Making the workplace an inclusive space:
Viewing our differences through the lens of intersectionality sheds light on how and why our differences enable some of us to access and hold power in the workplace, while others face more of a struggle.
So how can HR leaders leverage intersectionality to create a more diverse and inclusive organisation?
In the workplace, employers often hold the value of equality as the standard of fair practice at work. Equity goes much further. It creates the type of environment where everyone, regardless of their identity, has the capacity and tools to excel.
Diversity is about the numbers that make up the differences between people in an organisation – but it is not sufficient because employees are far more complex than a single diversity check.
There has been a big push for more women in the workplace and to have those women in decision-making positions. But there is still a long way to go. The FTSE 100 lists six women as CEOs of the UK’s top-performing organisations – compared with 94 men. And although this number itself is abysmal, there are no women of colour represented in the 6%.
Feminism holds patriarchal values to account and advocates for equitable space for women in the workplace and in society. But if this version of feminism only represents a particular type of woman – ie white and middle class then it is not inclusive and crumbles at the hand of its own vision of freedom and equality.
At work, a black woman may experience racism or anti-blackness, as well as sexism, but this would be experienced differently from the way a white woman experiences sexism or a black man experiences racism. This is because these layers of marginalisation are being experienced simultaneously and there is no true way to separate these identity strands. The same may apply to a person of colour who is part of the LGBTQ community and/or a person with a disability or one who practises a non-dominant religion.
In one aspect of identity, an employee can belong to the privileged end of a power system – for example, being a man in the workplace and reaping the benefits of a patriarchal system. But if this man is also a person of colour, he is simultaneously at the disadvantaged end of the power system of racism.
In cultivating an inclusive environment, HR leaders must reinforce the narrative of 'bringing one’s whole self to work' with action. An intersectional approach will foster a space where there are no expectations of how a member of a particular group 'should' show up. It is important to remove preconceived notions of what professionalism looks like. Such notions are based on our cultural or class backgrounds or on the norms of the dominant culture. If we interrogate them further, it is often a rejection/bias against an aspect of one’s social identity that causes us to perceive someone as 'unprofessional'.

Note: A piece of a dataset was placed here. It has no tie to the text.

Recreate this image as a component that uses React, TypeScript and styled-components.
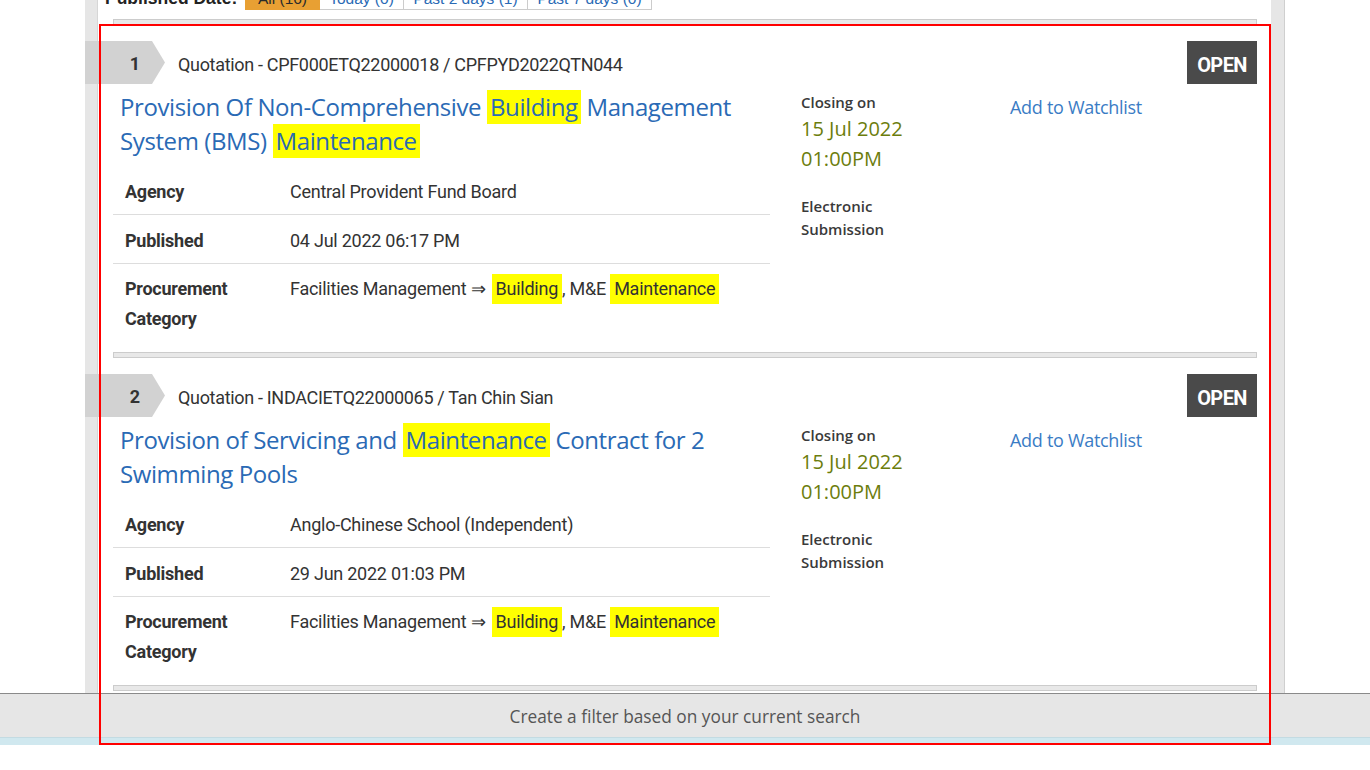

Here are some challenges for HR leaders who desire to create inclusive organisations:
- Create intentional 'listening' spaces for employees to come together and speak about their intersectional identity. Use employee resource groups, if they exist within your organisation
- Acknowledge the diverse pool of talent within your company. Celebrate difference – not assimilation
- Talent acquisition teams should challenge what they perceive to be a 'cultural fit' for an organisation
- Beware of the ways you showcase diversity in your business. Do not tokenise people from marginalised groups. Once you get listening to employees, the best ways to represent them become clear.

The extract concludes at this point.